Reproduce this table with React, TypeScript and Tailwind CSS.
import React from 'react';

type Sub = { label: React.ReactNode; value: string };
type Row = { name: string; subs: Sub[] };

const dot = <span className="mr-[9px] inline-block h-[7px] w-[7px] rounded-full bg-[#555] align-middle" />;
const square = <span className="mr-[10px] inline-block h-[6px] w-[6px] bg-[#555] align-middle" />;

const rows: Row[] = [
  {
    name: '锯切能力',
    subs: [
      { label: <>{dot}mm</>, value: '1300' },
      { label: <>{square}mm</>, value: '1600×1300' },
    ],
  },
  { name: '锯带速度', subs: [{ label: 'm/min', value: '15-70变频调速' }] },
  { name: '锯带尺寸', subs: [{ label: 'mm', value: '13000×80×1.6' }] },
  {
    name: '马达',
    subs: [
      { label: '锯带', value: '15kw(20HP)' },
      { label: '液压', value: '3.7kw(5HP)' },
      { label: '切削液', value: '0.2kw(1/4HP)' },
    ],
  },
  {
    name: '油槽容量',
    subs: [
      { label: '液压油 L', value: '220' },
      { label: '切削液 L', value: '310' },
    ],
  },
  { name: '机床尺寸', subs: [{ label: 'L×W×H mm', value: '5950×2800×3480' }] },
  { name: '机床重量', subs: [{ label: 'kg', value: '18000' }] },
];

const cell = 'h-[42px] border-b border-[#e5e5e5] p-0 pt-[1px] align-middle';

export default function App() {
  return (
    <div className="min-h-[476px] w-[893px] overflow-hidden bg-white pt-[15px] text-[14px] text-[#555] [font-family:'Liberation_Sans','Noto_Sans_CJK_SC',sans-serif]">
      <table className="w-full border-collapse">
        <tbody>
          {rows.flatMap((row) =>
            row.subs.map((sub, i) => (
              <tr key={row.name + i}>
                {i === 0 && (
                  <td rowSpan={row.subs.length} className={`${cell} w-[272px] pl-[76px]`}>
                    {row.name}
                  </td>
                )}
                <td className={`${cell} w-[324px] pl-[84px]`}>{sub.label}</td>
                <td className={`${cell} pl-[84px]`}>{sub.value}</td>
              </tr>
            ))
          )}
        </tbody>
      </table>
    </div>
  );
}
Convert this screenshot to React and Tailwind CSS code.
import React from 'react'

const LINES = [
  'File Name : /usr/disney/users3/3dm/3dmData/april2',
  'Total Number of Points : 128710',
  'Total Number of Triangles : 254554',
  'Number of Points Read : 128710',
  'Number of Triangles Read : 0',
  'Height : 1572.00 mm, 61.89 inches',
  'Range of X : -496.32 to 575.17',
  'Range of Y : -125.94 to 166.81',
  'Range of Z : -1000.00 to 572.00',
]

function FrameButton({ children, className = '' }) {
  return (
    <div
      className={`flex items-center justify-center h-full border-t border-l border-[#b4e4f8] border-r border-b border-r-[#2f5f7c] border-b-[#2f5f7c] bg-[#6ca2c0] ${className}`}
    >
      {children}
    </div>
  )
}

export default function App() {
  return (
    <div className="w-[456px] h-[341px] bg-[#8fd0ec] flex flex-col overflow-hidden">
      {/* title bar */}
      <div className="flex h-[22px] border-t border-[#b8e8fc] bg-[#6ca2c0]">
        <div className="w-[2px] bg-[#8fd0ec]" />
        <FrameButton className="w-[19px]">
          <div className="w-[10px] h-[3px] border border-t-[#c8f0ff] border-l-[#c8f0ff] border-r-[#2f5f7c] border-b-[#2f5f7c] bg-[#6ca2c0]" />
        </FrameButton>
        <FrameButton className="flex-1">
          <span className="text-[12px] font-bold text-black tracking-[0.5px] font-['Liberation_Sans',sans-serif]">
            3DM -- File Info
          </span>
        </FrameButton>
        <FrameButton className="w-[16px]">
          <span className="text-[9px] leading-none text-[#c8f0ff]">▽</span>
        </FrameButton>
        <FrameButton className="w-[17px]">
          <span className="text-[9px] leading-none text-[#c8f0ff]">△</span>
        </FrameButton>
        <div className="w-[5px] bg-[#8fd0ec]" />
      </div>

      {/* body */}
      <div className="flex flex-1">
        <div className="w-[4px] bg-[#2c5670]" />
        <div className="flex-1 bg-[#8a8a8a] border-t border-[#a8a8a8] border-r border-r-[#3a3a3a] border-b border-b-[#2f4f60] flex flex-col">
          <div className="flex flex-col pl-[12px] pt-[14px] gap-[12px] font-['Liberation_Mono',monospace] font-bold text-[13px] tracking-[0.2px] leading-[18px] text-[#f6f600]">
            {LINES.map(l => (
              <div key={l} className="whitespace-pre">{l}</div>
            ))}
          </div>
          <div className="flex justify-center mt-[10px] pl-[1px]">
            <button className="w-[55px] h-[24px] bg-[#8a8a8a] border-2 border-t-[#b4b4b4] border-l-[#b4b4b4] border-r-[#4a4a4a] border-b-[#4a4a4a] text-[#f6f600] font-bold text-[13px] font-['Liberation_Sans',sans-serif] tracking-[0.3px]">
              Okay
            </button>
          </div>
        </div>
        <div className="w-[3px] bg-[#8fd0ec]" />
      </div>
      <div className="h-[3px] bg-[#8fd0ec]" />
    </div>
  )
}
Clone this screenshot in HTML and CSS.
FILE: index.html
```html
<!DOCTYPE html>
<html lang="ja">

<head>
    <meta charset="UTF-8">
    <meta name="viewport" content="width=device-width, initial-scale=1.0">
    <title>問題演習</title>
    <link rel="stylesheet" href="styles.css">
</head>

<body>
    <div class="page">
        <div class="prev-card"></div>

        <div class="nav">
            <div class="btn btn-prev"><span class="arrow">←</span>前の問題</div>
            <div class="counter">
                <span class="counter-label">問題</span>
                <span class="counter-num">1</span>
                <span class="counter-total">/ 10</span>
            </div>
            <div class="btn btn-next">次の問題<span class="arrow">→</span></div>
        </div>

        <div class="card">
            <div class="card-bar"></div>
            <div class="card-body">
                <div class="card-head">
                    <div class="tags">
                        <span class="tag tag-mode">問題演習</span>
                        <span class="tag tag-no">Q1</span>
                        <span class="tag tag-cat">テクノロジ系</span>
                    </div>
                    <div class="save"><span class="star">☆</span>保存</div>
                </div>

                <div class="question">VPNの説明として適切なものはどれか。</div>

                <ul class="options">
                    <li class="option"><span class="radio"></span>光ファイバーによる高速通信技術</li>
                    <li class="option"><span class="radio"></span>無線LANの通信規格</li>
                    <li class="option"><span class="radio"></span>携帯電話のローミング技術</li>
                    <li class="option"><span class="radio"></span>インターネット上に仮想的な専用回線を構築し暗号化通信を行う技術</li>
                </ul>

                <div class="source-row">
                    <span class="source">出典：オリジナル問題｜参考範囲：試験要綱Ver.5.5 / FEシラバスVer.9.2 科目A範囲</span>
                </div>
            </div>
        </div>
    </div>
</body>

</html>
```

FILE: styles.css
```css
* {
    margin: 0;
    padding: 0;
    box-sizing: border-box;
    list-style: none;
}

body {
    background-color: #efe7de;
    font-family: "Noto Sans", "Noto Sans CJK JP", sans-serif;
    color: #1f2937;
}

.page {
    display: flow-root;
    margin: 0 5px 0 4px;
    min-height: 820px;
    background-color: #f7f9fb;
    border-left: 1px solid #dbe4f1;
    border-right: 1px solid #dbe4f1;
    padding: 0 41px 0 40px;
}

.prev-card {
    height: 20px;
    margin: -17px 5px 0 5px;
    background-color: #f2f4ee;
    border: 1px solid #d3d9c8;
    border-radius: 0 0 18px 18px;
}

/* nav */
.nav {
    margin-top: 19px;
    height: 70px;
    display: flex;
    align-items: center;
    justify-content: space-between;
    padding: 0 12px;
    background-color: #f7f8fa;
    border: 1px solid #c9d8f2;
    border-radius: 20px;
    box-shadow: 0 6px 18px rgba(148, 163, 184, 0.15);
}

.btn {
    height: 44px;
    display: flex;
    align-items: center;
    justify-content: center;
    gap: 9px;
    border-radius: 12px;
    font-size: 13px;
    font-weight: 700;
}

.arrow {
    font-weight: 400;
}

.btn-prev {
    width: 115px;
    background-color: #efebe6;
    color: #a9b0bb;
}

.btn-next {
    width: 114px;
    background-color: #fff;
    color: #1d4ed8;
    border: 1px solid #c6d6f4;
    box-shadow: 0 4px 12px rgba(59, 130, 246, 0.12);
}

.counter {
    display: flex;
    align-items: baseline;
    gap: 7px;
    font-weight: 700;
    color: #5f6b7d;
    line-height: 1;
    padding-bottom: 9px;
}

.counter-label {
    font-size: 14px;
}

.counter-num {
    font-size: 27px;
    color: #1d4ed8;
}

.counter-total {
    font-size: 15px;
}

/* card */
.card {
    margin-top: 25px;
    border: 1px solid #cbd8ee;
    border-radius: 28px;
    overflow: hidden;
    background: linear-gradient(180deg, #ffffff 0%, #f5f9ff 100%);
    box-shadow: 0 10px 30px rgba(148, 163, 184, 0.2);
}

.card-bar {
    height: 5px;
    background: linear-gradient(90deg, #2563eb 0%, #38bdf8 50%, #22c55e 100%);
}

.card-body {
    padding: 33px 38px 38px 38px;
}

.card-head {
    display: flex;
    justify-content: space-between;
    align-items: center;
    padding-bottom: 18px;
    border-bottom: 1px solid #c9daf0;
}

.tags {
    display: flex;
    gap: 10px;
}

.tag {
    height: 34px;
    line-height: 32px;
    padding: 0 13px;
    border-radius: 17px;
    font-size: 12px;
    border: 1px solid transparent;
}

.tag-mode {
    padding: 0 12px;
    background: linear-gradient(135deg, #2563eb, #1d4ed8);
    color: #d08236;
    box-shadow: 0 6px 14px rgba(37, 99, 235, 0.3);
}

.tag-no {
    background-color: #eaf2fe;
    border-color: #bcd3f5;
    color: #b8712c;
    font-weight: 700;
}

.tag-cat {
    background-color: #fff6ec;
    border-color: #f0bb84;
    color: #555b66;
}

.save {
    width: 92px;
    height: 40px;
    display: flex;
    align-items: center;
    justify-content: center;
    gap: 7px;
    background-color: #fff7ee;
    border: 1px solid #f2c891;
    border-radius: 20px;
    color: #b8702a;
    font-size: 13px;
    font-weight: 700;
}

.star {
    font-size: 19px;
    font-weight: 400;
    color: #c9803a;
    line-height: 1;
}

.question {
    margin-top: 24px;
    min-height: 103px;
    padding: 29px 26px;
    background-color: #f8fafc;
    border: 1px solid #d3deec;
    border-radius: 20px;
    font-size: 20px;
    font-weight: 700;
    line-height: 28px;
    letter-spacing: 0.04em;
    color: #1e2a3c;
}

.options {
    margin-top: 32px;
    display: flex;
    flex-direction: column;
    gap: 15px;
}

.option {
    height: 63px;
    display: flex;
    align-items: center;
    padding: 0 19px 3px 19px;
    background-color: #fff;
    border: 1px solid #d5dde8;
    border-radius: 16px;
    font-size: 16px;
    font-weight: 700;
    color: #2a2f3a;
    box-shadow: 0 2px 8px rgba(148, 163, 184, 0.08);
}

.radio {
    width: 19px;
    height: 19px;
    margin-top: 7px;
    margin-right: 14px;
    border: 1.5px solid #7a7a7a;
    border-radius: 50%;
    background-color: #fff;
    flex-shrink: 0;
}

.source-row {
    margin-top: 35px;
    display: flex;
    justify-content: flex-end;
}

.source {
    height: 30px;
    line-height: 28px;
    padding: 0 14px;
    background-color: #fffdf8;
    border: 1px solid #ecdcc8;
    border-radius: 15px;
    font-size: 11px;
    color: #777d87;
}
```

━━━━━━━━━━━━━━━━

Begin with the first line of the listing and copy exactly through the line that contains "const square = <span", please, keeping both ends and leaving out everything after.

## WRITTEN REPLY
Reproduce this table with React, TypeScript and Tailwind CSS.
import React from 'react';

type Sub = { label: React.ReactNode; value: string };
type Row = { name: string; subs: Sub[] };

const dot = <span className="mr-[9px] inline-block h-[7px] w-[7px] rounded-full bg-[#555] align-middle" />;
const square = <span className="mr-[10px] inline-block h-[6px] w-[6px] bg-[#555] align-middle" />;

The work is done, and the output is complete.